There is enough of this in A Cloak of Light to satisfy the reader's appetite for anecdote and gossip, but Morris does not really seem to have his heart in it; his writing often loses its edge in these passages, which suggests nothing so much as that he is going through the motions. Where the book comes to life is in those sections that explore Morris' past, his character and his literary impulses. He is a reflective, introspective writer who returns over and again to ideas and thoughts, viewing them from different angles and in the light of new experience: his "fascination with structures and artifacts," his sense of himself as a "missing person," his interest in "the maintenance of connections" between past and present, his love of the American vernacular, his "ongoing preoccupation with fact and fiction, with what is real-seeming in the world I perceive around me, and the fiction we produce to mirror that world."

What becomes clear from all of this rumination is that Morris is one of those rare people who quite simply was born to write. He had no choice. This provides the answer to the question he posed to himself at a point when he had at last begun to acquire a reputation:

"What was it -- in the absence of readers and, up until that spring, in the absence of money -- that egged me on? Had I made myself into this creature that found both food and pleasure in the act of writing? Was it through writing that I made sense out of the non-sense outside my study window, and perceptibly diminished the quiet desperation common to those who were not writers? I accepted my calling as a form of living necessary to my own nature, requiring no more reason or persuasion than the flowers on bushes, or the leaves on trees. It did take some doing, but what I was doing came naturally. To cease to do it seemed an unnatural, destructive act. In May of 1958 I saw that I was one of those determined to persist in his folly."

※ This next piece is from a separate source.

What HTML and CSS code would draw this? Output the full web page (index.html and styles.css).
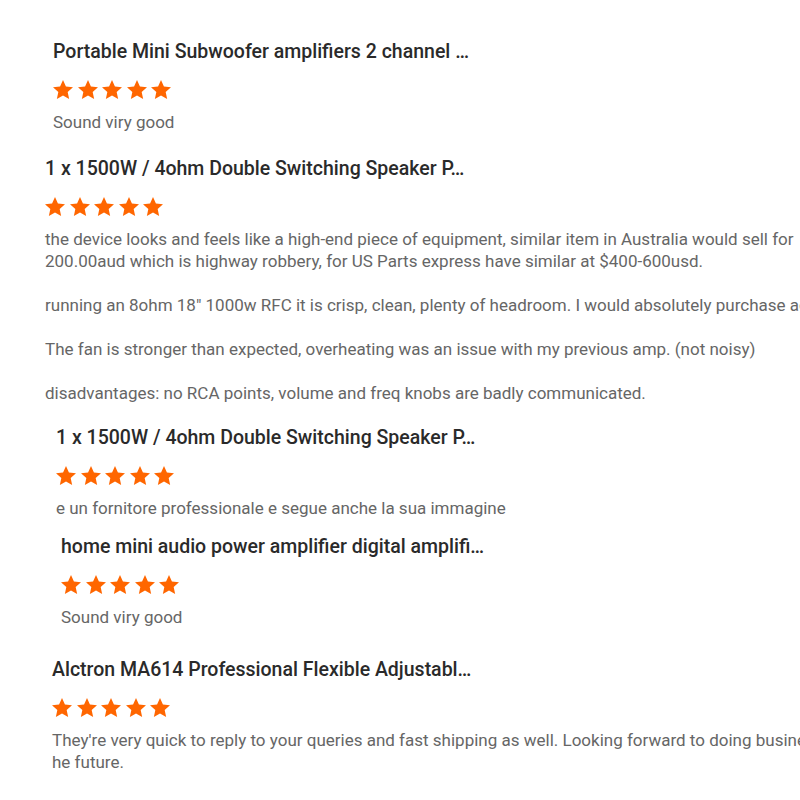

To call it folly is, of course, Morris's self- mocking conceit; the self-evident truth is that his is a passionate, unwavering commitment that he has pursued for half a century with the utmost seriousness. He has gotten neither the fame nor the wealth that his accomplishments should have earned for him, but in the middle of his eighth decade he seems unfazed by this. The work matters more than the recognition for it; Morris seems confident in the knowledge, as certainly he should be, that his work is good.